A practical implementation roadmap usually begins with data model standardization, then moves to core project accounting workflows, followed by executive dashboards and predictive analytics. Firms should prioritize a small set of high-value use cases first, such as WIP accuracy, committed cost visibility, and project cash forecasting. Once those are stable, they can extend into AI-driven anomaly detection, narrative reporting, and cross-portfolio benchmarking.
Executive sponsorship is essential. Construction ERP finance reporting touches finance, operations, project management, procurement, payroll, and field teams. Without governance, each group will define project status differently. The most successful programs establish a reporting council led by finance and operations leadership to govern metric definitions, exception thresholds, and dashboard adoption.

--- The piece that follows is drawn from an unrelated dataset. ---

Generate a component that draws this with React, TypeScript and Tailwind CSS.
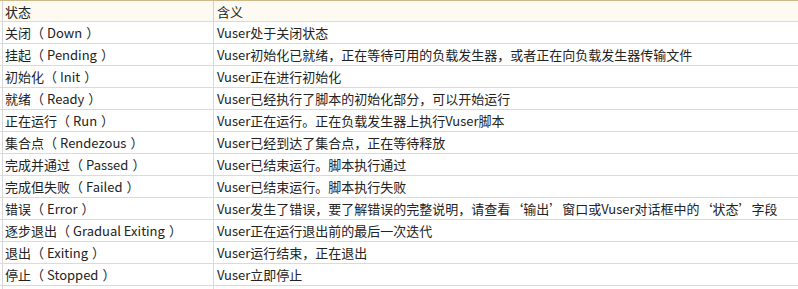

Executive recommendations for selecting and optimizing construction ERP reporting
Executives evaluating construction ERP reporting capabilities should focus on operational fit, not just BI features. The platform must support construction-specific financial logic such as job cost detail, committed cost management, progress billing, retention, WIP, and multi-entity consolidation. It should also support workflow automation, mobile data capture, and API-based integration with estimating, scheduling, payroll, and document management systems.
From a business case perspective, the ROI typically comes from faster issue detection, reduced manual reporting effort, stronger billing discipline, improved cash conversion, and fewer forecast surprises. The highest-value outcome is better executive decision quality. When leaders trust the numbers and can act earlier, they protect margin, allocate capital more effectively, and scale with less reporting friction.
For construction firms modernizing finance operations, the target state is clear: one cloud ERP reporting environment where project, financial, and operational signals are aligned in near real time. That is what enables executives to manage projects as a live portfolio of risk, cash, and profitability rather than a collection of delayed monthly summaries.